Problem: Every line from the one with "Clone this screenshot in React, TypeScript" to the one with "const input = 'h-[32px]", including those two, is to be copied exactly; all other lines of the entries below are left out.

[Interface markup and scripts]
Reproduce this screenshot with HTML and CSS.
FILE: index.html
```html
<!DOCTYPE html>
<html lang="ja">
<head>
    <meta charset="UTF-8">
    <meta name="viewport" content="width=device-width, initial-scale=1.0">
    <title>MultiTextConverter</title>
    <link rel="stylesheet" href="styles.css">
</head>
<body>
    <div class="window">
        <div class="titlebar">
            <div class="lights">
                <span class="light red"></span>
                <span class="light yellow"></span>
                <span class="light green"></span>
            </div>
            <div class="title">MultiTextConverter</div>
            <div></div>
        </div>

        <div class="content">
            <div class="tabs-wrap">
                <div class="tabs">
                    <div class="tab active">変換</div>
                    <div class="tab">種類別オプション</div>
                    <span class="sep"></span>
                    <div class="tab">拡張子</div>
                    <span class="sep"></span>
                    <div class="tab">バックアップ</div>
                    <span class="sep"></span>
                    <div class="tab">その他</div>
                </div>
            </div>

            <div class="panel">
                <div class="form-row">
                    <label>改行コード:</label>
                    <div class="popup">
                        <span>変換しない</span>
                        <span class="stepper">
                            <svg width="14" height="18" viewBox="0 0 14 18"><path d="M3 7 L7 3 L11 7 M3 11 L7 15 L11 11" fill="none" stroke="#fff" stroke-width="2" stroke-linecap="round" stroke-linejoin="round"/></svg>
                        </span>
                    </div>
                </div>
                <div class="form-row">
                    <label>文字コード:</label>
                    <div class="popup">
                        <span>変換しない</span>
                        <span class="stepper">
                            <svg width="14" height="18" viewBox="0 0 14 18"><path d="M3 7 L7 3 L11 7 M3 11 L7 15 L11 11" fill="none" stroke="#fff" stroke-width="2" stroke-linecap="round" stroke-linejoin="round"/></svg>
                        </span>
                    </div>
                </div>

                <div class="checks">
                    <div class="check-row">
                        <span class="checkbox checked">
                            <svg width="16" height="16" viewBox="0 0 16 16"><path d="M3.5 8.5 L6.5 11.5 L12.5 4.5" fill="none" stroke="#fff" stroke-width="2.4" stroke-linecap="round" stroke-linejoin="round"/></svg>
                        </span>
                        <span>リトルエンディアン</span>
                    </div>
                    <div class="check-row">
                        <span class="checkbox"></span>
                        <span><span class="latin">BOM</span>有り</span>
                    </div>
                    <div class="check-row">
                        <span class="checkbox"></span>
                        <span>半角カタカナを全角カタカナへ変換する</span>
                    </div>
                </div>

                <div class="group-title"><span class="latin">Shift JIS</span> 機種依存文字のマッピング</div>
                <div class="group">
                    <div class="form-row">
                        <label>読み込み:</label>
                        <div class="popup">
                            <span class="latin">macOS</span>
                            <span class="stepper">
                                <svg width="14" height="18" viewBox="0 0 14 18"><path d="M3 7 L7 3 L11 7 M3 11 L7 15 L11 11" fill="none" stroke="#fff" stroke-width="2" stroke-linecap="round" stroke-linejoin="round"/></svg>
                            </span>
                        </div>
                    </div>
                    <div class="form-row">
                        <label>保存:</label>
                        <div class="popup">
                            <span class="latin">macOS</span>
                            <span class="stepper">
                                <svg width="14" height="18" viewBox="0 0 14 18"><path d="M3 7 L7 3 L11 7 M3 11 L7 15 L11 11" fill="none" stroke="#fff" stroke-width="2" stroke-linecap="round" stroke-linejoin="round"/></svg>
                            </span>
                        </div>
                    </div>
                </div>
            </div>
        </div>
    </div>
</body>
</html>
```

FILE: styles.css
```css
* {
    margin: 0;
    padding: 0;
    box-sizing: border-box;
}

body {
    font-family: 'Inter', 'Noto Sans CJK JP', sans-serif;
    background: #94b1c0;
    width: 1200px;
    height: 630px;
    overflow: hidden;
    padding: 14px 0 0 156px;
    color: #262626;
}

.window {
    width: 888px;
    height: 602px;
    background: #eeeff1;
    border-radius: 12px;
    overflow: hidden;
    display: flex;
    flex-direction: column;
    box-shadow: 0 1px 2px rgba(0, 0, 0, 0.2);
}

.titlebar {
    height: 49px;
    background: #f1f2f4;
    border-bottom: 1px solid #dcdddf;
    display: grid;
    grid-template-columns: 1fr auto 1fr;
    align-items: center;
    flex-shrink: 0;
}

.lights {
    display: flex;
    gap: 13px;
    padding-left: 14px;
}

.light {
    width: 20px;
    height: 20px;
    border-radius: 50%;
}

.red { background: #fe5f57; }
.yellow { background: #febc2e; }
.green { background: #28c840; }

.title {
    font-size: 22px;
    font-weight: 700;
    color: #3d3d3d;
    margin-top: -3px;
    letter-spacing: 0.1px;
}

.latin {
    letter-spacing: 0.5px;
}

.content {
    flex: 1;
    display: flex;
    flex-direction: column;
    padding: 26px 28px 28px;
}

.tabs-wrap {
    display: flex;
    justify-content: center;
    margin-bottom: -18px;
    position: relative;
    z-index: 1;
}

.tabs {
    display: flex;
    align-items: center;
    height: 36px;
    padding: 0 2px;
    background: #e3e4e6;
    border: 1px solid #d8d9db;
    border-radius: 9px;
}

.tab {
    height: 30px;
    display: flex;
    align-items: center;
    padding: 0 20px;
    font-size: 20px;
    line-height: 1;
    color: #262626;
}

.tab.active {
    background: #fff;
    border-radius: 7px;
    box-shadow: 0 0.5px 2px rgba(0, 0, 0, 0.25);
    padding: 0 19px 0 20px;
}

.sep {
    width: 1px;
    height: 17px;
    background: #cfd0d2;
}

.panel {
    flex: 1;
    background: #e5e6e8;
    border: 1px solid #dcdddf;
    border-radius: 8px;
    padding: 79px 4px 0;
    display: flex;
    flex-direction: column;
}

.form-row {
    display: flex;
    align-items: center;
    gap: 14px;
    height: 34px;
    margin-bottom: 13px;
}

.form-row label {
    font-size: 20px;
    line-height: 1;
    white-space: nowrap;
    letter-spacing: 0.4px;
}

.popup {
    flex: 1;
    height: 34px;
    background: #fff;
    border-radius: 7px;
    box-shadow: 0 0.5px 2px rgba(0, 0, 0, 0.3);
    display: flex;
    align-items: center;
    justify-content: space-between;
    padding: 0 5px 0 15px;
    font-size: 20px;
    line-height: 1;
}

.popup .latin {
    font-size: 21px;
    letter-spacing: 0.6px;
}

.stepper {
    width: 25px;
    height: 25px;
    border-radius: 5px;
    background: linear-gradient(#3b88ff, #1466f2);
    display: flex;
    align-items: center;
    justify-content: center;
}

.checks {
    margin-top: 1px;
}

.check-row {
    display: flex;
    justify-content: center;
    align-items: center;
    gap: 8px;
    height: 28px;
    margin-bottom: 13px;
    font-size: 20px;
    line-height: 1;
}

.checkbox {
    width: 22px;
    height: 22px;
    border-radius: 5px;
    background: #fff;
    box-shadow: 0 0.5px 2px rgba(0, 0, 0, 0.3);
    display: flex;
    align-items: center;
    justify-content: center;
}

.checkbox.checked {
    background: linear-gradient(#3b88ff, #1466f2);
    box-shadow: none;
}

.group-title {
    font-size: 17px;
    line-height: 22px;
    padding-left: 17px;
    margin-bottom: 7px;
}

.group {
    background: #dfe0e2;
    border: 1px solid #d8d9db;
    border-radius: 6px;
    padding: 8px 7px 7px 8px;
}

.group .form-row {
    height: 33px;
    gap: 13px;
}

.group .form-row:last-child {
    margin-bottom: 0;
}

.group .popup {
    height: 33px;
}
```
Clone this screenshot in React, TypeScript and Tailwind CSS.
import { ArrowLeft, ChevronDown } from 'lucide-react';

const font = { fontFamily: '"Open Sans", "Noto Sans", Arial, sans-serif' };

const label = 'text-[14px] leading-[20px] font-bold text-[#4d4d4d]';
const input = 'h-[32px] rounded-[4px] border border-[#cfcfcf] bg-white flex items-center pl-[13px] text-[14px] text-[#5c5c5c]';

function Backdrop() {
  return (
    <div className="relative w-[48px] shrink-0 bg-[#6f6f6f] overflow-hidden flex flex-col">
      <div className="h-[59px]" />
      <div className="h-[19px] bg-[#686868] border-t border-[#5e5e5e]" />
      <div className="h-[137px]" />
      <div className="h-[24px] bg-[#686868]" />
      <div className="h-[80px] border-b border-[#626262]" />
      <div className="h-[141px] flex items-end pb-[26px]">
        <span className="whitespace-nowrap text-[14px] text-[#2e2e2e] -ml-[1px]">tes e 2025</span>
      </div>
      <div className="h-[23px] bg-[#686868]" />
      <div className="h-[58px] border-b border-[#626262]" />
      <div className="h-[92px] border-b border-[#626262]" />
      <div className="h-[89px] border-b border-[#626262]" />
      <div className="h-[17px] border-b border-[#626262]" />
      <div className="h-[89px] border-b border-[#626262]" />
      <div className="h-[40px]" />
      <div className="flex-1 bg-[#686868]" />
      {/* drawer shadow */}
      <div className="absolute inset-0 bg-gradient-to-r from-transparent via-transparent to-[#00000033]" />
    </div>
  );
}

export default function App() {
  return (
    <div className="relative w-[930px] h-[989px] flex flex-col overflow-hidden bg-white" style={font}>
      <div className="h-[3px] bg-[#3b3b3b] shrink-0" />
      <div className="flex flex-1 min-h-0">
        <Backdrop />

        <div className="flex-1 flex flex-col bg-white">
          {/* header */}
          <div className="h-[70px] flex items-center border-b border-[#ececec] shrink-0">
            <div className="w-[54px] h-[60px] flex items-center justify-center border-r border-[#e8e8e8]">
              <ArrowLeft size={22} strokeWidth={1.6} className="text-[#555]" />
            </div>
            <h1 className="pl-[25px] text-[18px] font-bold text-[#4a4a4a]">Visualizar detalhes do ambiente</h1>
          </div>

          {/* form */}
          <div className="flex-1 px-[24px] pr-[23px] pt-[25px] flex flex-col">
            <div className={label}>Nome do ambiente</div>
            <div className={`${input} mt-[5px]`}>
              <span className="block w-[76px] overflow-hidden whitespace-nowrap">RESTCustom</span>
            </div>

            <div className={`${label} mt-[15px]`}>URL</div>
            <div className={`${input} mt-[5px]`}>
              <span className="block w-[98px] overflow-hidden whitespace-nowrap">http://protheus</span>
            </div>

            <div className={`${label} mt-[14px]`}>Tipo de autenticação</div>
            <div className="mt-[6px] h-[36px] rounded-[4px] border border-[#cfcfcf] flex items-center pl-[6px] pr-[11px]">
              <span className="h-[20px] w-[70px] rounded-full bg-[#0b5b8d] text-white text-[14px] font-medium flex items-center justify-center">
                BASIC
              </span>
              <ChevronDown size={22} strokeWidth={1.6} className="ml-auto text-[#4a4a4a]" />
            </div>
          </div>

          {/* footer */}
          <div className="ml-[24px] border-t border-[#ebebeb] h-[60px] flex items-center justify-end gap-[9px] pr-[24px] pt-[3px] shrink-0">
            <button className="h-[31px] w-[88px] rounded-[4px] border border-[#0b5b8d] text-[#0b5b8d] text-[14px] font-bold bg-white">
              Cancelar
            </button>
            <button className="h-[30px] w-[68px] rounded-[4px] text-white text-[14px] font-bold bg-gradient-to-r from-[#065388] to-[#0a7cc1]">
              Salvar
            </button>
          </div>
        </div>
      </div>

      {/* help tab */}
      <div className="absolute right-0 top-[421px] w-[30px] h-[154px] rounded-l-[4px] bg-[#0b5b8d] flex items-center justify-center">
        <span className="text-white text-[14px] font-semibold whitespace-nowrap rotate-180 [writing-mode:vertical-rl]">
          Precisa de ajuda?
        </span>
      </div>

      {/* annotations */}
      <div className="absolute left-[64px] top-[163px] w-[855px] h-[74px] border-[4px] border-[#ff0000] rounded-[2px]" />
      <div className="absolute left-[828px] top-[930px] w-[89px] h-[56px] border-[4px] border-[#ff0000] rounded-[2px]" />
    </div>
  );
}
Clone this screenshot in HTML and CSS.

Solution to the exercise:
Clone this screenshot in React, TypeScript and Tailwind CSS.
import { ArrowLeft, ChevronDown } from 'lucide-react';

const font = { fontFamily: '"Open Sans", "Noto Sans", Arial, sans-serif' };

const label = 'text-[14px] leading-[20px] font-bold text-[#4d4d4d]';
const input = 'h-[32px] rounded-[4px] border border-[#cfcfcf] bg-white flex items-center pl-[13px] text-[14px] text-[#5c5c5c]';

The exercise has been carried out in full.